The Netherlands - 02-Jan-07 -

The Sundarbans by Els Slots

The Sundarbans are the closest thing to a tourist attraction Bangladesh has. I took a one-day boat trip to the newly established visitor center at Harbaria. You'll have to spend several days to get really deep into this large park, but to me this trip was fine.

We first sailed (on a small motorboat) along the coastline, thickly covered with forests. We saw a number of kingfishers, some dolphins, and a crocodile on our way. We would have liked to see a Bengal tiger of course, but they are rare. My guide and the boatmen had seen one here in November 2006, not far from Mongla town.

After 4 hours we arrived in Harbaria, where we did get ashore. We were assigned a man with a gun. Together we walked the trail that has been laid out here that lets one get the feeling of being in the 'real jungle'. Having a man walking in front of you with a gun really helps to get a spooky atmosphere (maybe the tiger is looking at us from behind the trees). If it's really that dangerous, it would help to have a man with a gun walking behind us too. The highlight was seeing tiger footprints, left in the mud sometime before.


UK - 14-Feb-06 -

The Sundarbans by Solivagant

The Sundarbans are badged as “The largest mangrove belt in the world, the habitat of the famous Bengal tiger...” In order to visit them you will need to go by boat, but how exactly you achieve this will depend on why you are going! If you just want to get a quick feel for the forest/mangroves and to tick off another WHS, a short trip to the nearest Forest Station in the park can be arranged by local boat on arrival at Mongla, a few miles north of the park boundary and reachable by bus from Khulna (the 3rd largest town in Bangladesh). There you can disembark, pay the forest fee and do a short walk with a guide and be back to Khulna inside a day.

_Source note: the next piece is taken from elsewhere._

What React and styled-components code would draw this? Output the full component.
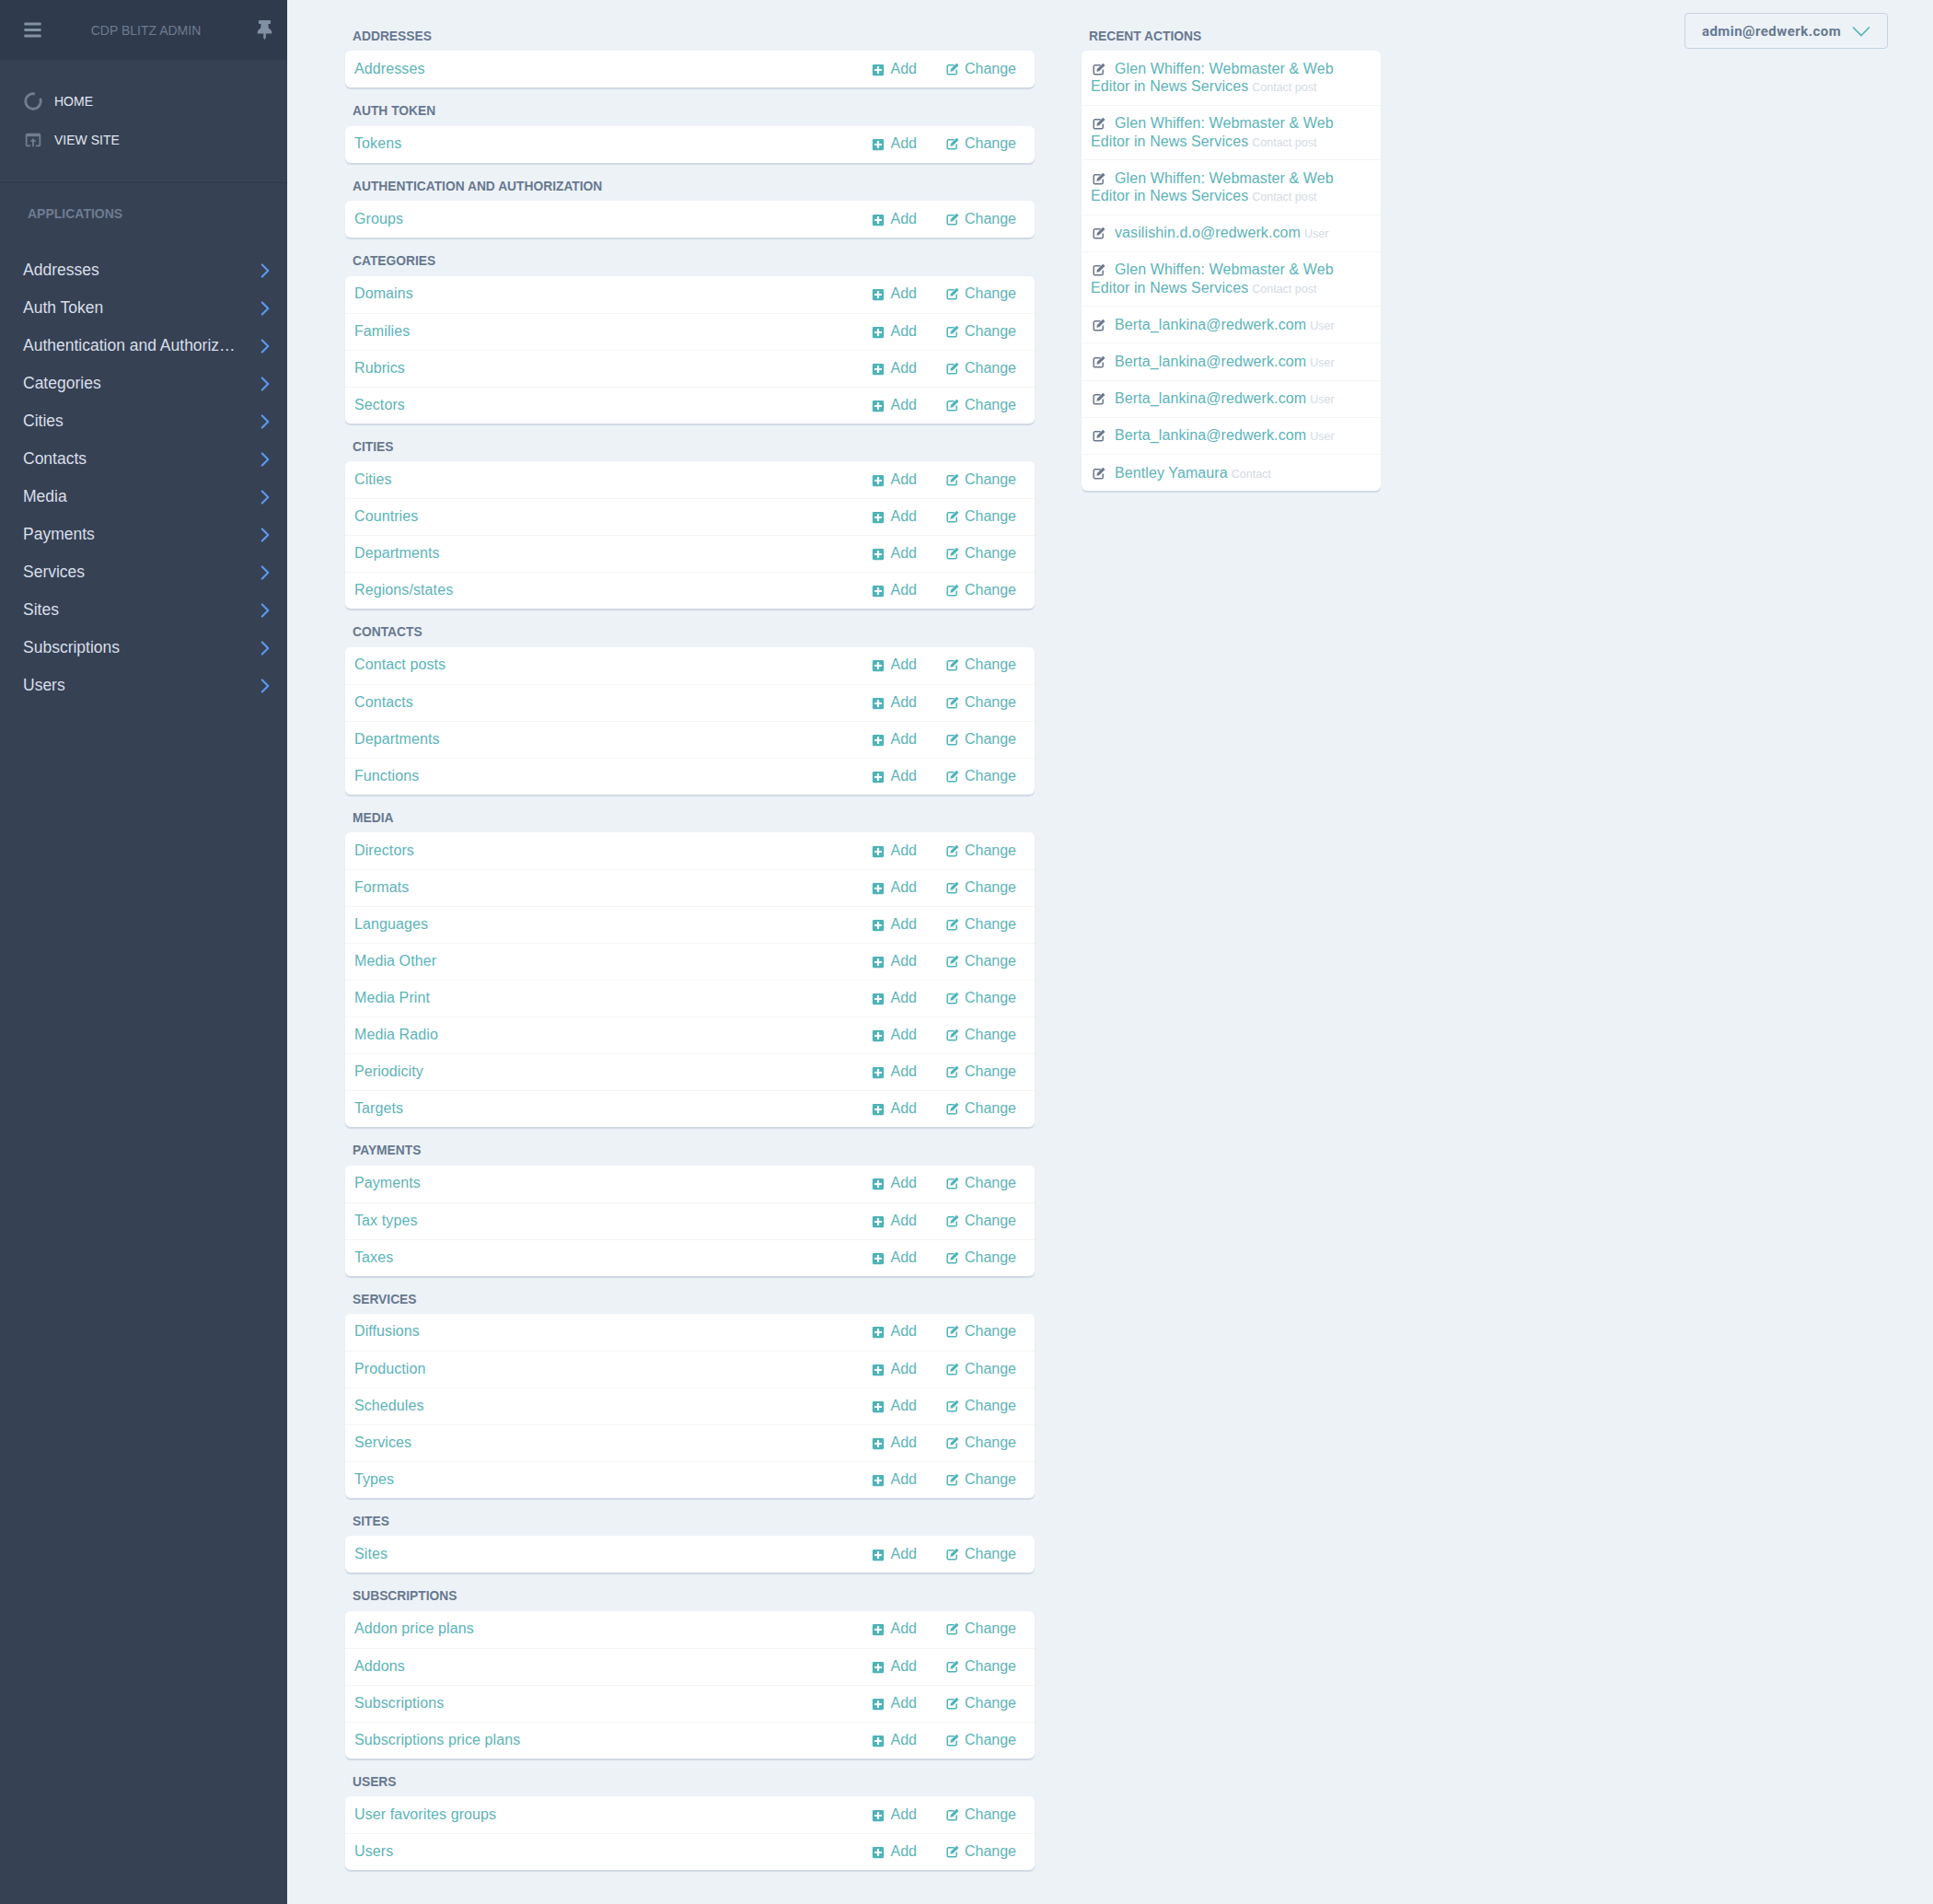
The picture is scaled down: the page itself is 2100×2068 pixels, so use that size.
import React from "react";
import styled, { createGlobalStyle } from "styled-components";
import { FaBars, FaThumbtack, FaPlusSquare } from "react-icons/fa";
import { MdOpenInBrowser } from "react-icons/md";
import { FiChevronRight } from "react-icons/fi";

const GlobalStyle = createGlobalStyle`
  html, body {
    margin: 0;
    padding: 0;
    background: #edf2f7;
    font-family: "Liberation Sans", Arial, sans-serif;
  }
`;

const Page = styled.div`
  display: flex;
  width: 2100px;
  height: 2068px;
  overflow: hidden;
  background: #edf2f7;
`;

const Sidebar = styled.aside`
  width: 312px;
  flex: none;
  background: #364154;
`;

const SideHeader = styled.div`
  height: 65px;
  display: flex;
  align-items: center;
  justify-content: space-between;
  padding: 0 14px 0 25px;
  background: #2f3a4c;
  box-sizing: border-box;
`;

const SiteTitle = styled.div`
  font-size: 14px;
  color: #6d7c92;
  margin-right: 6px;
`;

const SideLinks = styled.div`
  padding: 24px 0 25px 26px;
  border-bottom: 1px solid #2f3a4c;
`;

const SideLink = styled.div`
  height: 42px;
  display: flex;
  align-items: center;
  gap: 13px;
  font-size: 14px;
  color: #e2e8f0;
  svg {
    flex: none;
  }
`;

const SideLabel = styled.div`
  font-size: 14px;
  font-weight: 700;
  color: #6d7c92;
  padding: 25px 0 33px 30px;
  line-height: 16px;
`;

const SideItem = styled.div`
  height: 41px;
  display: flex;
  align-items: center;
  justify-content: space-between;
  padding: 0 11px 0 25px;
  font-size: 17.5px;
  color: #d8dfe9;
`;

const SideItemName = styled.span`
  width: 236px;
  white-space: nowrap;
  overflow: hidden;
  text-overflow: ellipsis;
`;

const Main = styled.main`
  flex: 1;
  display: flex;
  align-items: flex-start;
  padding: 0 49px 0 63px;
`;

const ModuleColumn = styled.div`
  width: 749px;
  flex: none;
  padding-top: 19px;
`;

const RecentColumn = styled.div`
  width: 325px;
  flex: none;
  margin-left: 51px;
  padding-top: 19px;
`;

const SectionTitle = styled.h2`
  margin: 0;
  height: 36.45px;
  padding: 13px 0 0 8px;
  box-sizing: border-box;
  line-height: 16px;
  font-size: 13.8px;
  font-weight: 700;
  color: #677890;
`;

const Card = styled.div`
  background: #fff;
  border-radius: 6px;
  box-shadow: 0 2px 1px #cfd8e3;
  margin-bottom: 5px;
`;

const ModuleRow = styled.div`
  height: 40px;
  box-sizing: border-box;
  display: flex;
  align-items: center;
  padding: 0 20px 1px 10px;
  font-size: 16px;
  color: #5cb4b9;
  & + & {
    border-top: 1px solid #f3f5f8;
  }
`;

const ModuleName = styled.span`
  flex: 1;
  letter-spacing: 0.1px;
`;

const Action = styled.span`
  display: inline-flex;
  align-items: center;
  gap: ${(props) => props.$iconGap}px;
  margin-left: ${(props) => props.$gap || 0}px;
  svg {
    color: #4fb3b9;
    transform: translateY(${(props) => props.$drop || 0}px);
  }
`;

const RecentRow = styled.div`
  padding: 9.5px 10px 10.5px;
  font-size: 16px;
  line-height: 19.2px;
  letter-spacing: 0.1px;
  color: #5cb4b9;
  & + & {
    border-top: 1px solid #f3f5f8;
  }
`;

const RecentIcon = styled.span`
  display: inline-block;
  height: 14px;
  margin: 0 10px 0 2px;
  color: #6b778c;
  line-height: 1;
  vertical-align: -2px;
`;

const RecentType = styled.span`
  font-size: 12.5px;
  line-height: 1;
  letter-spacing: 0;
  color: #d3dae3;
  margin-left: 4px;
`;

const UserButton = styled.button`
  width: 221px;
  height: 39px;
  margin: 14px 0 0 auto;
  flex: none;
  display: flex;
  align-items: center;
  justify-content: space-between;
  padding: 0 18px;
  box-sizing: border-box;
  background: transparent;
  border: 1px solid #c5d4e3;
  border-radius: 4px;
  font-family: Roboto, sans-serif;
  font-size: 15px;
  font-weight: 700;
  letter-spacing: 0.45px;
  color: #677890;
`;

const sideItems = [
  "Addresses",
  "Auth Token",
  "Authentication and Authorization",
  "Categories",
  "Cities",
  "Contacts",
  "Media",
  "Payments",
  "Services",
  "Sites",
  "Subscriptions",
  "Users",
];

const sections = [
  { title: "ADDRESSES", rows: ["Addresses"] },
  { title: "AUTH TOKEN", rows: ["Tokens"] },
  { title: "AUTHENTICATION AND AUTHORIZATION", rows: ["Groups"] },
  { title: "CATEGORIES", rows: ["Domains", "Families", "Rubrics", "Sectors"] },
  { title: "CITIES", rows: ["Cities", "Countries", "Departments", "Regions/states"] },
  { title: "CONTACTS", rows: ["Contact posts", "Contacts", "Departments", "Functions"] },
  {
    title: "MEDIA",
    rows: [
      "Directors",
      "Formats",
      "Languages",
      "Media Other",
      "Media Print",
      "Media Radio",
      "Periodicity",
      "Targets",
    ],
  },
  { title: "PAYMENTS", rows: ["Payments", "Tax types", "Taxes"] },
  { title: "SERVICES", rows: ["Diffusions", "Production", "Schedules", "Services", "Types"] },
  { title: "SITES", rows: ["Sites"] },
  {
    title: "SUBSCRIPTIONS",
    rows: ["Addon price plans", "Addons", "Subscriptions", "Subscriptions price plans"],
  },
  { title: "USERS", rows: ["User favorites groups", "Users"] },
];

const glen = "Glen Whiffen: Webmaster & Web Editor in News Services";
const recent = [
  [glen, "Contact post"],
  [glen, "Contact post"],
  [glen, "Contact post"],
  ["vasilishin.d.o@redwerk.com", "User"],
  [glen, "Contact post"],
  ["Berta_lankina@redwerk.com", "User"],
  ["Berta_lankina@redwerk.com", "User"],
  ["Berta_lankina@redwerk.com", "User"],
  ["Berta_lankina@redwerk.com", "User"],
  ["Bentley Yamaura", "Contact"],
];

const HomeIcon = () => (
  <svg width="20" height="20" viewBox="0 0 20 20" fill="none">
    <path d="M12 2.05A8.2 8.2 0 1 0 17.6 6.9" stroke="#6f7d92" strokeWidth="2.8" />
  </svg>
);

const EditIcon = () => (
  <svg width="14" height="14" viewBox="0 0 14 14">
    <path
      d="M8.6 2.8H2.6A1.4 1.4 0 0 0 1.2 4.2v7.2a1.4 1.4 0 0 0 1.4 1.4h7.2a1.4 1.4 0 0 0 1.4-1.4V7.6"
      fill="none"
      stroke="currentColor"
      strokeWidth="1.5"
    />
    <path d="M4.4 9.8l.5-2.7L11.3.7l2.2 2.2-6.4 6.4z" fill="currentColor" />
  </svg>
);

const ExpandIcon = () => (
  <svg width="20" height="12" viewBox="0 0 20 12" fill="none">
    <path d="M1 1.5l9 9 9-9" stroke="#55b5b5" strokeWidth="1.7" />
  </svg>
);

const App = () => (
  <Page>
    <GlobalStyle />
    <Sidebar>
      <SideHeader>
        <FaBars size={21} color="#8190a5" />
        <SiteTitle>CDP BLITZ ADMIN</SiteTitle>
        <FaThumbtack size={21} color="#8190a5" />
      </SideHeader>
      <SideLinks>
        <SideLink>
          <HomeIcon />
          HOME
        </SideLink>
        <SideLink>
          <MdOpenInBrowser size={22} color="#6f7d92" style={{ margin: "0 -1px" }} />
          VIEW SITE
        </SideLink>
      </SideLinks>
      <SideLabel>APPLICATIONS</SideLabel>
      {sideItems.map((item) => (
        <SideItem key={item}>
          <SideItemName>{item}</SideItemName>
          <FiChevronRight size={26} color="#5f97ee" />
        </SideItem>
      ))}
    </Sidebar>
    <Main>
      <ModuleColumn>
        {sections.map((section) => (
          <section key={section.title}>
            <SectionTitle>{section.title}</SectionTitle>
            <Card>
              {section.rows.map((row) => (
                <ModuleRow key={row}>
                  <ModuleName>{row}</ModuleName>
                  <Action $iconGap={6} $drop={1}>
                    <FaPlusSquare size={14} />
                    Add
                  </Action>
                  <Action $gap={32} $iconGap={6}>
                    <EditIcon />
                    Change
                  </Action>
                </ModuleRow>
              ))}
            </Card>
          </section>
        ))}
      </ModuleColumn>
      <RecentColumn>
        <SectionTitle>RECENT ACTIONS</SectionTitle>
        <Card>
          {recent.map(([name, type], i) => (
            <RecentRow key={i}>
              <RecentIcon>
                <EditIcon />
              </RecentIcon>
              {name}
              <RecentType>{type}</RecentType>
            </RecentRow>
          ))}
        </Card>
      </RecentColumn>
      <UserButton>
        admin@redwerk.com
        <ExpandIcon />
      </UserButton>
    </Main>
  </Page>
);

export default App;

There are however a number of “cruise boats” offering trips through the Sundarbans and out to the Bay of Bengal lasting several nights. We chose (and arranged via their Web site) a 3 night trip operated by a company called “The Guide Tours”. I can’t of course state that they are the best but they did everything they promised and provided a “clean” well run ship (They operate 3 and ours had 6 cabins with 12 bunks) with reasonable food and pleasant “public areas”, an English speaking guide with good wild life knowledge and a couple of excursions each day either by boat (a local craft rowed from the stern – important to maintain silence) or on foot (with gun toting park staff – see photo). We found the experience of travelling through the channels of the Sundarbans, seeing the sun rise and set in the misty total silence and viewing the wild life well worthwhile and something of a pleasant break from the hassles of travelling this crowded country!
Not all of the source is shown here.